First, my argument implies that reforms to enhance governance will not be sufficient to protect against political interference in bureaucratic processes. I focus on one important reform – the meritocratic recruitment of bureaucrats. As discussed earlier, scholars often identify meritocratic selection as the cornerstone of a professional bureaucracy and note its positive association with multiple desirable political and economic outcomes. I instead propose that meritocratic hiring cannot be used as a measure of general bureaucratic isolation, and that meritocracy can co-exist with high levels of both political interference in administrative processes and political corruption. In Chapter 4, I demonstrate that this is the case in Ghana.
The second implication is that if politicians subvert merit institutions via the mechanism of career control, levels of administrative interference and corruption should be highest when politicians exert more control over bureaucrats’ careers. A politician’s ability to interfere in a bureaucrat’s career may vary according to factors such as the former’s status or position. For example, politicians who hold senior positions in the party, have had longer careers in politics, or have larger political networks may find it easier to pull the necessary formal or informal levers to influence a bureaucrat’s promotion, transfer them, or determine their work portfolio. This implication relates to politicians’ opportunity to politicize the public sector. In Chapter 4, I show that bureaucrats who perceive that mayors are easily able to control their careers, are more likely to state that there is corruption in the distribution of local public goods in their districts.

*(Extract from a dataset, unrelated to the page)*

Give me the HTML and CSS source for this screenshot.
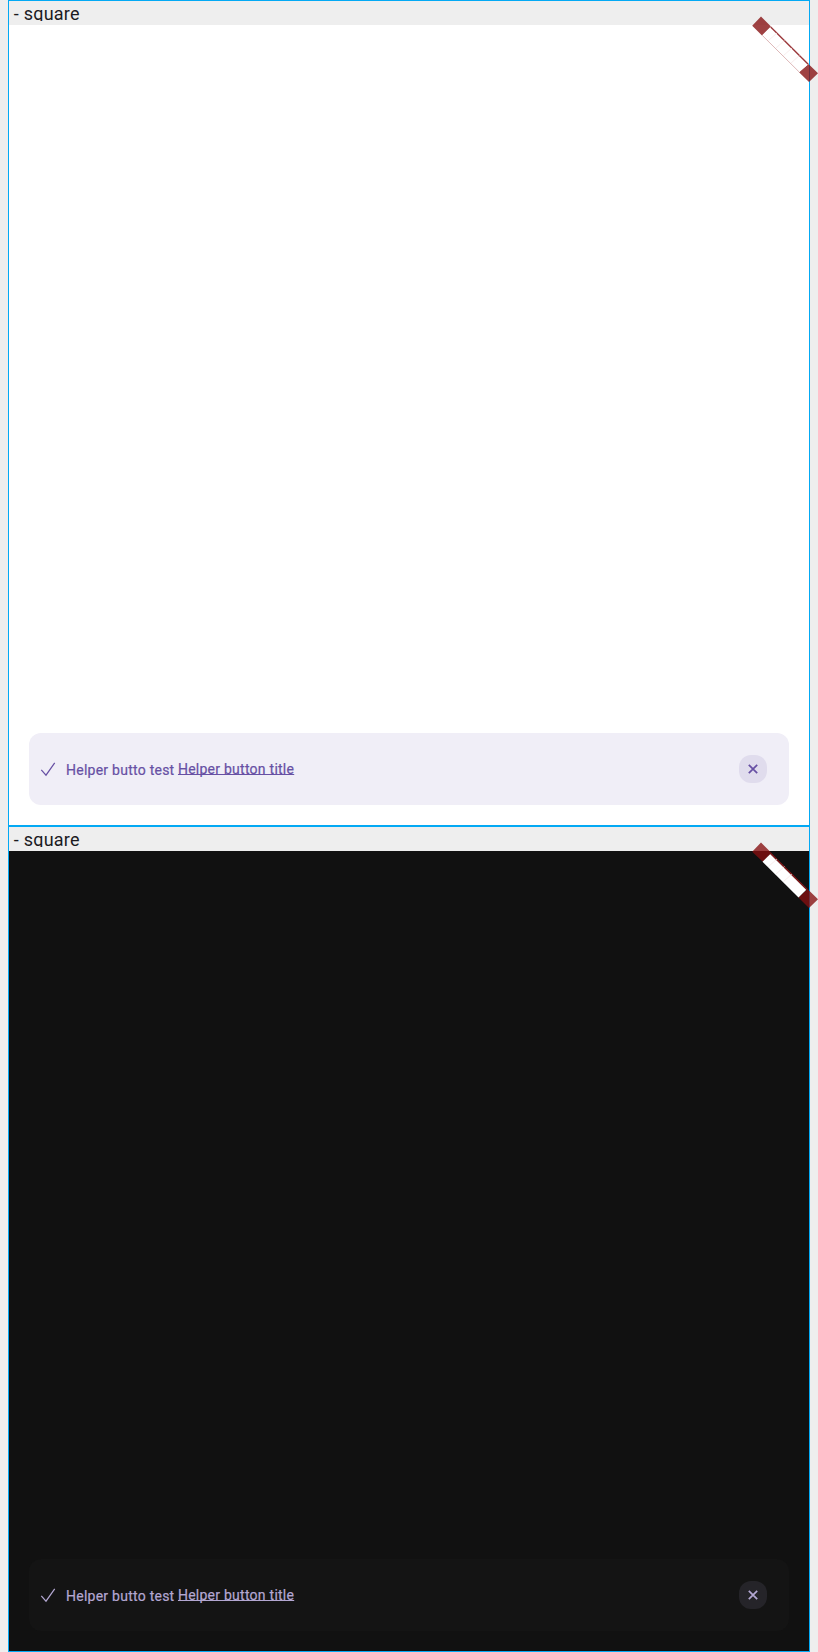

Third, if administrative interference is driven by politicians’ need to either engage in non-programmatic distribution or capture public funds for election campaigns, we should observe more interference when they are under greater pressure to pursue these strategies. An implication of my argument is that two types of constituencies have more bureaucratic interference – those that (i) have a large share of poor voters or (ii) are electorally competitive. Politicians in both types of districts are under pressure to engage in non-programmatic distribution either because they are subject to greater electoral risk or because elections are relatively more expensive. Overall, this observable implication relates to politicians’ motive to politicize the public sector. In Chapters 5 and 6, I demonstrate that politicians are more likely to interfere in administrative processes in electorally competitive districts.Footnote 103 The findings in these chapters support the argument that inference is linked to politicians desire to extract resources and engage in non-programmatic distribution.
In Chapter 7, I assess these implications in the context of two other middle-income democracies: India and Indonesia. I provide evidence that politicians use career control tools to extract bureaucratic loyalty in these contexts. The analysis suggests that politicians do so because of pressures they face to engage in non-programmatic distribution and fund their election campaigns. I also provide evidence that greater levels of local electoral competition encourage non-programmatic distribution, which motivates politicians to interfere in bureaucrats’ careers.